Last month, Indian Country Today ran a story about how anonymous residents of Ottawa’s Westboro Village were reportedly complaining about Deejay NDN’s group playing at the Westfest event, with one email calling him a “racist hypocrite” because of a publicity photo that showed him wearing the Caucasians shirt. Real name Ian Campeau, Deejay NDN was a leading voice in the move to get the Nepean Redskins football team to change its mascot to the Eagles, thus the charge of hypocrisy. But all it ever takes is one news story to hit the Internet for other people to latch on to a cause.

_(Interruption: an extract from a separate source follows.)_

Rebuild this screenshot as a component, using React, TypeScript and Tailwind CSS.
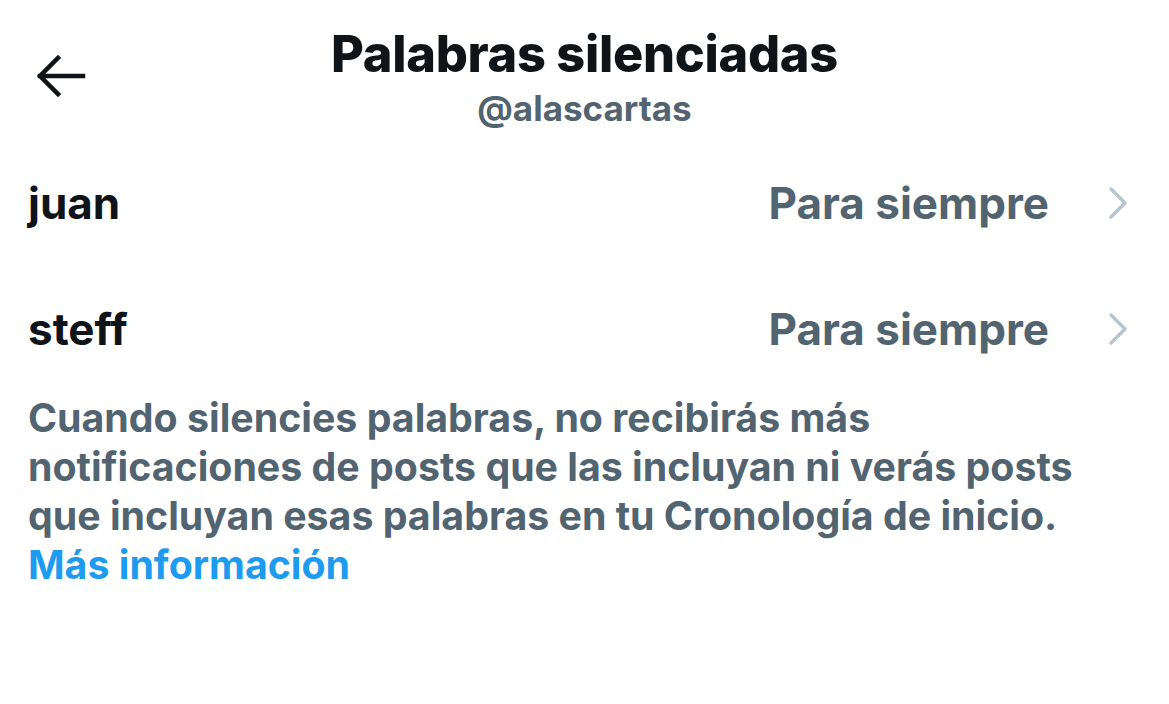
const words = [
  { word: 'juan', duration: 'Para siempre' },
  { word: 'steff', duration: 'Para siempre' },
]

export default function App() {
  return (
    <div className="w-[1169px] h-[704px] bg-white overflow-hidden" style={{ fontFamily: 'Inter, "Noto Sans", sans-serif' }}>
      <header className="relative flex flex-col items-center pt-[24px]">
        <button className="absolute left-[34px] top-[52px] text-[#0f1419]">
          <svg width="52" height="48" viewBox="0 0 52 48" fill="none" stroke="currentColor" strokeWidth="4.5" strokeLinecap="square">
            <path d="M6 24H49M24 6 6 24l18 18" />
          </svg>
        </button>
        <h1 className="text-[50.5px] leading-[60px] font-extrabold text-[#0f1419] tracking-[-0.3px]">Palabras silenciadas</h1>
        <p className="mt-[2px] text-[35px] leading-[44px] font-bold text-[#536471]">@alascartas</p>
      </header>

      <ul className="mt-[10px]">
        {words.map(w => (
          <li key={w.word} className="flex items-center h-[126px] pl-[28px] pr-[39px]">
            <span className="flex-1 text-[44px] font-bold text-[#0f1419]">{w.word}</span>
            <span className="text-[44px] font-bold text-[#536471]">{w.duration}</span>
            <svg className="ml-[57px]" width="24" height="36" viewBox="0 0 24 36" fill="none" stroke="#b6c5cf" strokeWidth="3.5" strokeLinecap="round" strokeLinejoin="round">
              <path d="M5 4 19 18 5 32" />
            </svg>
          </li>
        ))}
      </ul>

      <p className="px-[28px] mt-[1px] text-[39.3px] leading-[49px] font-bold text-[#536471]">
        Cuando silencies palabras, no recibirás más<br />
        notificaciones de posts que las incluyan ni verás posts<br />
        que incluyan esas palabras en tu Cronología de inicio.<br />
        <a className="text-[#1d9bf0]">Más información</a>
      </p>
    </div>
  )
}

This week, the Toronto Star reported how Tracy Bomberry bought her own Caucasians shirt after reading about a potential boycott of A Tribe Called Red, and she claimed that she received “plenty of favorable comments” when she wore it to a Six Nations of the Grand River powwow. Already an ironic favorite among Indians fans – Shelf Life is based in Cleveland – the Caucasians shirt became a big hit on reservations thanks to Campeau’s story, and this month has been a stellar one for Shelf Life.
“We have had over 3,000 shares on posts about the tee in the last month, and have been working around the clock to keep up,” Kirby said.
Kirby said that a quarter of his orders for the shirts over the past month have come from Canada, as well as 13 per cent of his Facebook likes.
More than 100 shirts were shipped to Ontario since the DJ NDN controversy, and orders have come from as far away as Australia and Sweden, Kirby said.
Ironically, not all of the shirt-buyers share Bomberry’s politics.
“We are selling tees to a wide range of customers – indigenous peoples and Chief Wahoo supporters alike,” Kirby said.
“Interpretation of the shirt ranges from a ‘reverse racism,’ ‘see how YOU like it’ intent, to a ‘see, I’m white and it doesn’t bother me to be caricatured!’ attitude,” Kirby said. (Via the Toronto Star)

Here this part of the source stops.